** BEGIN **

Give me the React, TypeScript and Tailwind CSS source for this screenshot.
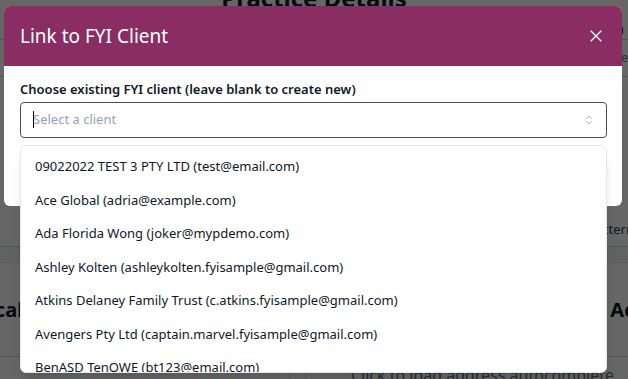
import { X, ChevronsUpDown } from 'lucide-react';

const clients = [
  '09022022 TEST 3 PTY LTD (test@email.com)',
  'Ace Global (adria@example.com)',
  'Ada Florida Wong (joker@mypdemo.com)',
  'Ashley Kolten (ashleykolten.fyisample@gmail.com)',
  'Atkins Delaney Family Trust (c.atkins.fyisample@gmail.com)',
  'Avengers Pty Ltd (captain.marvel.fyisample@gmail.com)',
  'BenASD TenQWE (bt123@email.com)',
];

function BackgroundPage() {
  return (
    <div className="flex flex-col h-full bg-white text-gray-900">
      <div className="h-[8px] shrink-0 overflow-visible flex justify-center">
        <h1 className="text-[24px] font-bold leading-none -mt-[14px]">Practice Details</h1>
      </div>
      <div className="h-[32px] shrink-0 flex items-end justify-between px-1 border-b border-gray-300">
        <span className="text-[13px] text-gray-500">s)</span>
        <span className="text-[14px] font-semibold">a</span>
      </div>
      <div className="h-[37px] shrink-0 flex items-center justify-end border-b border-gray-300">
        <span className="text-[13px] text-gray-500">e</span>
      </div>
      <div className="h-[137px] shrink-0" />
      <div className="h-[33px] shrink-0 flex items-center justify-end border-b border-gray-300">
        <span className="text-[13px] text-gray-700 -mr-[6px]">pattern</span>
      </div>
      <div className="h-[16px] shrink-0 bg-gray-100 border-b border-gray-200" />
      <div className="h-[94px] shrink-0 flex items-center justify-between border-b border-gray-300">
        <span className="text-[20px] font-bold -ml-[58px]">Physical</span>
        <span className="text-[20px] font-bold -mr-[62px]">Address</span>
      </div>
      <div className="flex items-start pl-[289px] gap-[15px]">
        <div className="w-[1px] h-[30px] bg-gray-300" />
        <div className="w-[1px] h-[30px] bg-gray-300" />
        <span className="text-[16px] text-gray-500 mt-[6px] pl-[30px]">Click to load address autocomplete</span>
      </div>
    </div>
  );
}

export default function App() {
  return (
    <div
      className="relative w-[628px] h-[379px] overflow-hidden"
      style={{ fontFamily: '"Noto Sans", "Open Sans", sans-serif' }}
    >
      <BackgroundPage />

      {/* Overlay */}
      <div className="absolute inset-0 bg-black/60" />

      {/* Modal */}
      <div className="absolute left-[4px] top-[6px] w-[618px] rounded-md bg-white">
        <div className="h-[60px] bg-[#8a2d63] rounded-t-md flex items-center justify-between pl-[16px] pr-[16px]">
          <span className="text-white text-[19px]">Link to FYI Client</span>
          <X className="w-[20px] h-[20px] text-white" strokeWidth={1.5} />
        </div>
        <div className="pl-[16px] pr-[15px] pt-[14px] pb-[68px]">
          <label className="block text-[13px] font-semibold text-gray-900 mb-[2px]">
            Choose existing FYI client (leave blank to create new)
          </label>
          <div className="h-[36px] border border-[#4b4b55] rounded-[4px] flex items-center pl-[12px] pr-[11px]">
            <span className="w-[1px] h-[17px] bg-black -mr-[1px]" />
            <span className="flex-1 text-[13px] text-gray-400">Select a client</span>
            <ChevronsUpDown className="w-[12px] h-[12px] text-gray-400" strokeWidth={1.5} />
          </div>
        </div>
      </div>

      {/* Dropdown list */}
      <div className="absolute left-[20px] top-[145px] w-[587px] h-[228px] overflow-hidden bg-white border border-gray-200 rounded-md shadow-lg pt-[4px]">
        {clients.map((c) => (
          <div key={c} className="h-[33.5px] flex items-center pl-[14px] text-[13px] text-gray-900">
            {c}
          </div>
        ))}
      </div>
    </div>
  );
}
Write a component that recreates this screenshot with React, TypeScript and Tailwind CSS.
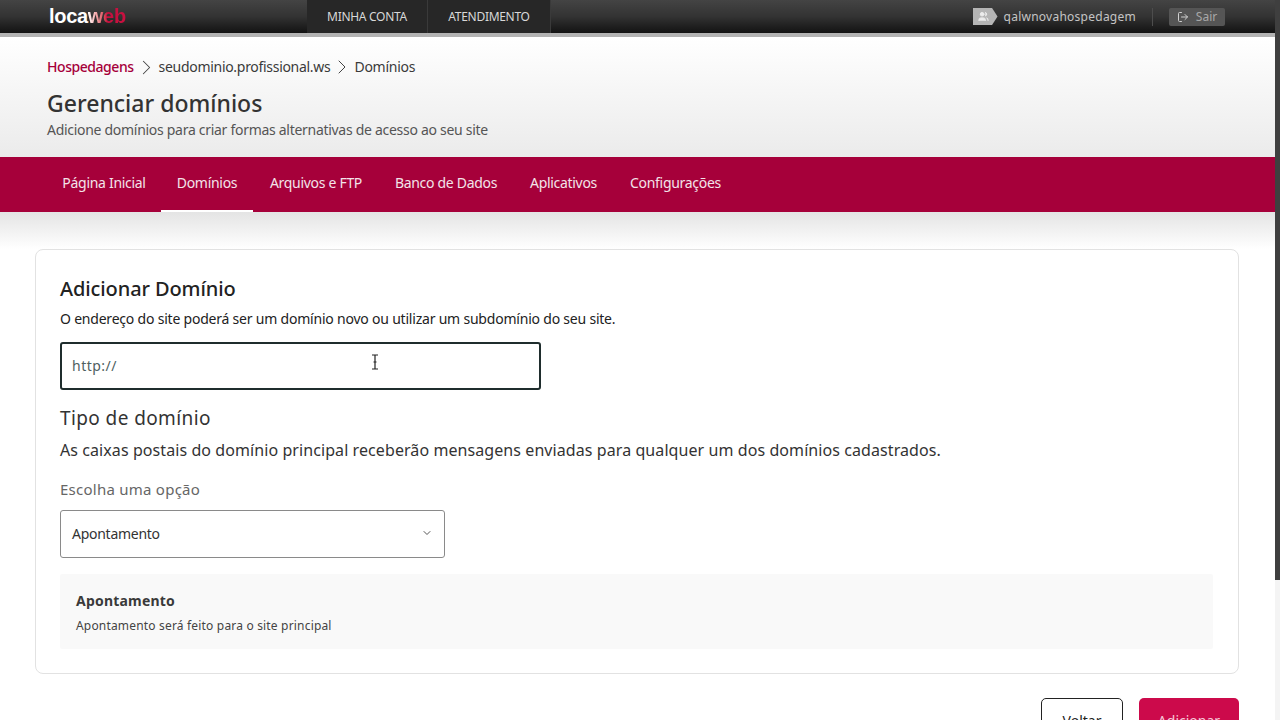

** END **

What is expected
Using the records above, output their complete text exactly, minus any images.

Exercise response
Give me the React, TypeScript and Tailwind CSS source for this screenshot.
import { X, ChevronsUpDown } from 'lucide-react';

const clients = [
  '09022022 TEST 3 PTY LTD (test@email.com)',
  'Ace Global (adria@example.com)',
  'Ada Florida Wong (joker@mypdemo.com)',
  'Ashley Kolten (ashleykolten.fyisample@gmail.com)',
  'Atkins Delaney Family Trust (c.atkins.fyisample@gmail.com)',
  'Avengers Pty Ltd (captain.marvel.fyisample@gmail.com)',
  'BenASD TenQWE (bt123@email.com)',
];

function BackgroundPage() {
  return (
    <div className="flex flex-col h-full bg-white text-gray-900">
      <div className="h-[8px] shrink-0 overflow-visible flex justify-center">
        <h1 className="text-[24px] font-bold leading-none -mt-[14px]">Practice Details</h1>
      </div>
      <div className="h-[32px] shrink-0 flex items-end justify-between px-1 border-b border-gray-300">
        <span className="text-[13px] text-gray-500">s)</span>
        <span className="text-[14px] font-semibold">a</span>
      </div>
      <div className="h-[37px] shrink-0 flex items-center justify-end border-b border-gray-300">
        <span className="text-[13px] text-gray-500">e</span>
      </div>
      <div className="h-[137px] shrink-0" />
      <div className="h-[33px] shrink-0 flex items-center justify-end border-b border-gray-300">
        <span className="text-[13px] text-gray-700 -mr-[6px]">pattern</span>
      </div>
      <div className="h-[16px] shrink-0 bg-gray-100 border-b border-gray-200" />
      <div className="h-[94px] shrink-0 flex items-center justify-between border-b border-gray-300">
        <span className="text-[20px] font-bold -ml-[58px]">Physical</span>
        <span className="text-[20px] font-bold -mr-[62px]">Address</span>
      </div>
      <div className="flex items-start pl-[289px] gap-[15px]">
        <div className="w-[1px] h-[30px] bg-gray-300" />
        <div className="w-[1px] h-[30px] bg-gray-300" />
        <span className="text-[16px] text-gray-500 mt-[6px] pl-[30px]">Click to load address autocomplete</span>
      </div>
    </div>
  );
}

export default function App() {
  return (
    <div
      className="relative w-[628px] h-[379px] overflow-hidden"
      style={{ fontFamily: '"Noto Sans", "Open Sans", sans-serif' }}
    >
      <BackgroundPage />

      {/* Overlay */}
      <div className="absolute inset-0 bg-black/60" />

      {/* Modal */}
      <div className="absolute left-[4px] top-[6px] w-[618px] rounded-md bg-white">
        <div className="h-[60px] bg-[#8a2d63] rounded-t-md flex items-center justify-between pl-[16px] pr-[16px]">
          <span className="text-white text-[19px]">Link to FYI Client</span>
          <X className="w-[20px] h-[20px] text-white" strokeWidth={1.5} />
        </div>
        <div className="pl-[16px] pr-[15px] pt-[14px] pb-[68px]">
          <label className="block text-[13px] font-semibold text-gray-900 mb-[2px]">
            Choose existing FYI client (leave blank to create new)
          </label>
          <div className="h-[36px] border border-[#4b4b55] rounded-[4px] flex items-center pl-[12px] pr-[11px]">
            <span className="w-[1px] h-[17px] bg-black -mr-[1px]" />
            <span className="flex-1 text-[13px] text-gray-400">Select a client</span>
            <ChevronsUpDown className="w-[12px] h-[12px] text-gray-400" strokeWidth={1.5} />
          </div>
        </div>
      </div>

      {/* Dropdown list */}
      <div className="absolute left-[20px] top-[145px] w-[587px] h-[228px] overflow-hidden bg-white border border-gray-200 rounded-md shadow-lg pt-[4px]">
        {clients.map((c) => (
          <div key={c} className="h-[33.5px] flex items-center pl-[14px] text-[13px] text-gray-900">
            {c}
          </div>
        ))}
      </div>
    </div>
  );
}
Write a component that recreates this screenshot with React, TypeScript and Tailwind CSS.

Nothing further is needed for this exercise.